Another factor that stands out starkly is the sharp drop in turnout from 88% at GE14 to just 73 percent this time, a difference of 15 percentage points. This throws out the calculations quite a lot. How these absentee voters would have voted will make a lot of difference during the general elections when they will turn out to vote.

Also, considering that non-Malays may be somewhat indifferent to the latest by-election given Bersatu’s increasingly unfriendly stance towards them and its habit of accepting Umno defectors, many non-Malay voters may have stayed away from voting, not bothering to return to cast their votes in favour of Bersatu.

Thus, Harapan this time did not have the same benefit as the tremendous support shown for the coalition in the last GE by Chinese and Indian votes.

It is no secret that Harapan’s strategy in the last elections in mixed constituencies was to rely on solid support from Chinese and Indian voters, generally estimated to be 90 percent and 80 percent of the races respectively, and then depend on about 30-35 percent Malay support to deliver a majority.

If we take Semenyih, for instance, it is 68 percent Malay, 17 percent Chinese and 14 percent Indian. Some 90 percent of Chinese support delivers 15.3 percent, while 80 percent of Indian support delivers 11.2 percent, to give 26.5 percent of votes. That means just over 23.5 percent from the Malay vote will be enough to deliver the seat. The figure of 25.3 percent is 34.5 percent of the 68 percent Malays. Thus, with about 35 percent Malay support, it is possible for Harapan to win, even though 65 percent of the Malay support goes to Umno/PAS.

This was the underlying factor for Harapan’s success in the last elections. It is a reflection of advocating policies which help all Malaysians and not just the Malays. If Bersatu chooses to be more pro-Malay than Umno/PAS, then it faces the real danger of alienating non-Malays, and hence Harapan’s election chances in future.

In the Malay heartland states of Kedah, Perlis, Kelantan and Terengganu, Bersatu did really badly in GE14. Those who abandoned Umno turned to PAS, PKR and Amanah instead, but seemed to consider Bersatu an Umno offshoot.

In the west coast, and in Johor Bersatu won some seats due to solid non-Malay support. Even so, they only won 13 seats out of 52 contested in Peninsular Malaysia for a win rate of just 25 percent vs 50 percent for Amanah, over 80 percent for PKR and over 90 percent for DAP in peninsular Malaysia.

The problem is Bersatu’s current stance has deviated considerably from the pre-election promise of justice and equity for all, help for all impoverished groups, and continuing Malay/bumiputera privileges to gain social equity. Instead, they are now engaging in rah-rah politics much like Umno/PAS and taking an extreme position over both race and religion in accordance with the old ketuanan Melayu or Malay dominance concept.

That does not cut it with the Harapan promise and therefore poses a major problem to the Harapan coalition, which may be split asunder if some form of sensible compromise is not forthcoming.
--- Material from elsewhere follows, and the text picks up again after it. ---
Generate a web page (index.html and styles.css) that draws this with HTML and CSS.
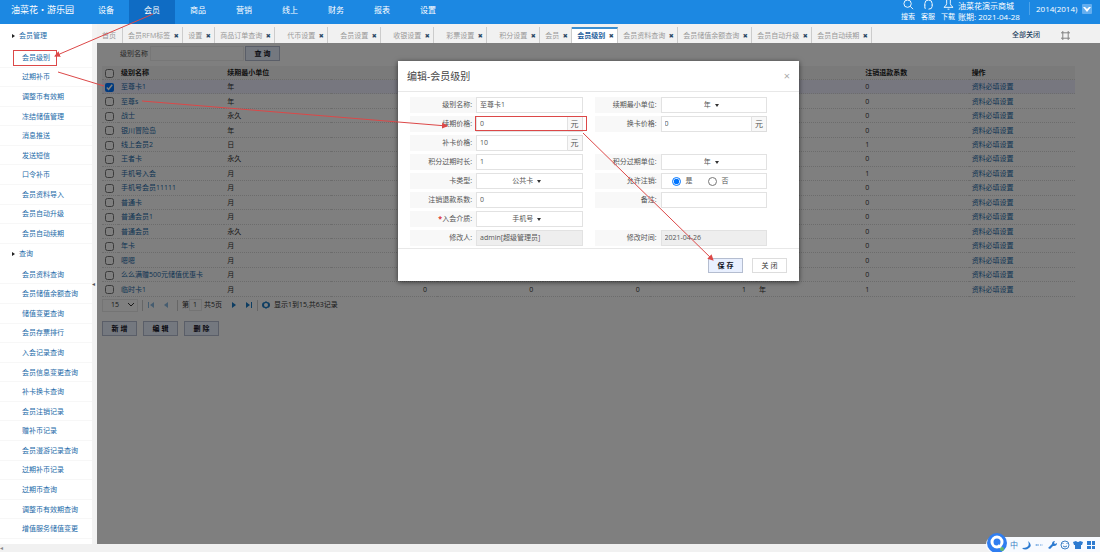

It is difficult, if not impossible, for one party to be so far out of alignment with Harapan’s original aims.

As it stands, GE15 promises to be a very close fight if Umno and PAS remain aligned. The only way Harapan can increase its odds for a more clear-cut victory is to show that it can perform before the elections arrive, especially in terms of tangible benefits such as legal and electoral reforms, new ideas to revitalise the economy, raising incomes, improving education, reducing corruption and facilitating competitiveness.

Under the current circumstances, that’s a tall order. We will have to live with uncertainty for now. Out of entropy, we may eventually get a steady state and stability. But who knows?